Author Charles Bartlett, a onetime close friend of President Kennedy, singled out Cheney, writing, "One of the Administration's political vulnerabilities is certainly the admission of Halliburton, the oil company which Cheney left after five years as CEO with a retirement fund of $44 million, to the plush rewards of Iraq reconstruction contracts." Bartlett gave a detailed account of Cheney's tenure as Halliburton CEO, which nearly drove the firm into bankruptcy. "All of this seems important mainly because of Cheney's central role in the policy-making of the Bush Administration. I will continue to probe into the record of Cheney's judgments because," he concluded, "if they are as bad as the Halliburton record suggests, Bush will be sadly mistaken to run with him a second time."
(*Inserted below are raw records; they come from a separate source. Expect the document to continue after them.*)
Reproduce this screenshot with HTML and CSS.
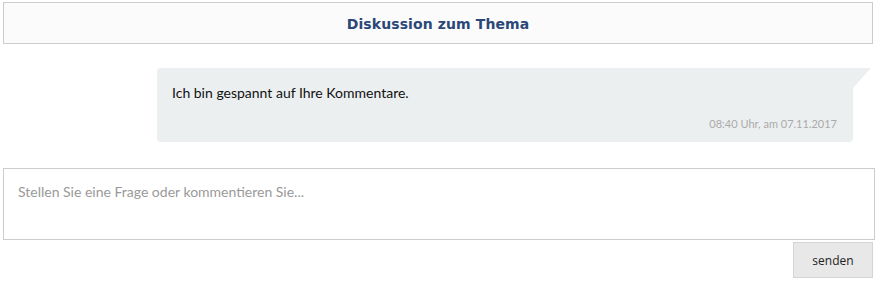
FILE: index.html
```html
<!DOCTYPE html>
<html lang="de">
<head>
<meta charset="utf-8">
<title>Diskussion zum Thema</title>
<link rel="stylesheet" href="styles.css">
</head>
<body>
<div class="page">
  <div class="header">Diskussion zum Thema</div>
  <div class="thread">
    <div class="bubble">
      <div class="msg">Ich bin gespannt auf Ihre Kommentare.</div>
      <div class="time">08:40 Uhr, am 07.11.2017</div>
    </div>
  </div>
  <textarea class="input" placeholder="Stellen Sie eine Frage oder kommentieren Sie..."></textarea>
  <div class="actions"><button class="send">senden</button></div>
</div>
</body>
</html>
```
FILE: styles.css
```css
html, body { margin: 0; padding: 0; background: #fff; }
.page { padding: 2px 2px 0 3px; font-family: Lato, "Liberation Sans", sans-serif; }
.header {
  width: 870px; height: 42px; box-sizing: border-box;
  border: 1px solid #cccccc; background: #fbfbfb;
  display: flex; align-items: center; justify-content: center;
  font-family: "DejaVu Sans", Verdana, sans-serif; font-weight: bold; font-size: 14px;
  letter-spacing: 0.1px;
  color: #2b4777; padding-top: 1px;
}
.thread { padding: 24px 0 0 154px; }
.bubble {
  position: relative; width: 696px; height: 74px; box-sizing: border-box;
  background: #eceff0; border-radius: 4px 0 4px 4px;
  padding: 15px 16px 0 15px;
}
.bubble::after {
  content: ""; position: absolute; left: 100%; top: 0;
  border-top: 20px solid #eceff0; border-right: 18px solid transparent;
}
.msg { font-size: 14px; line-height: 20px; color: #111; }
.time { text-align: right; font-size: 11px; line-height: 15px; color: #aaaaaa; margin-top: 13px; }
.input {
  display: block; margin-top: 26px; width: 872px; height: 72px; box-sizing: border-box;
  border: 1px solid #cccccc; border-radius: 0; padding: 13px 14px; resize: none;
  font-family: Lato, sans-serif; font-size: 14px; line-height: 20px; color: #333; outline: none;
}
.input::placeholder { color: #999999; }
.actions { display: flex; justify-content: flex-end; padding: 2px 2px 0 0; }
.send {
  width: 80px; height: 36px; box-sizing: border-box; margin: 0;
  background: #e8e8e8; border: 1px solid #d4d4d4; border-radius: 0;
  font-family: "Open Sans", sans-serif; font-size: 12px; color: #222; padding: 0;
}
```
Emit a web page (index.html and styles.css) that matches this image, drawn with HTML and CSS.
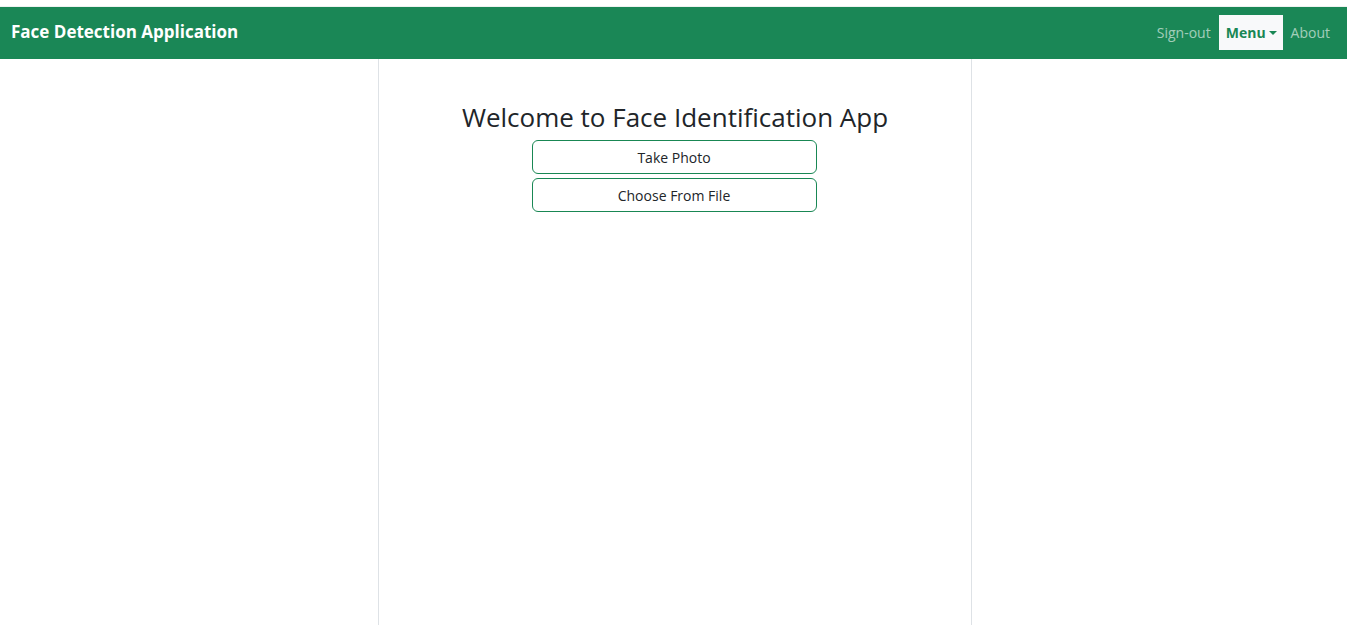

Adding to Cheney's woes, news accounts in Newsday this week by Tom Brune indicate that the Federal grand jury probing the Valerie Plame leak by "senior Administration officials," to columnist Robert Novak, is aggressively moving forward. Numerous sources say the leaking of the identity of CIA undercover officer Plame came from top officials in Cheney's office. The two names most prominently mentioned are Scooter Libby and Libby's deputy chief of staff, John Hannah.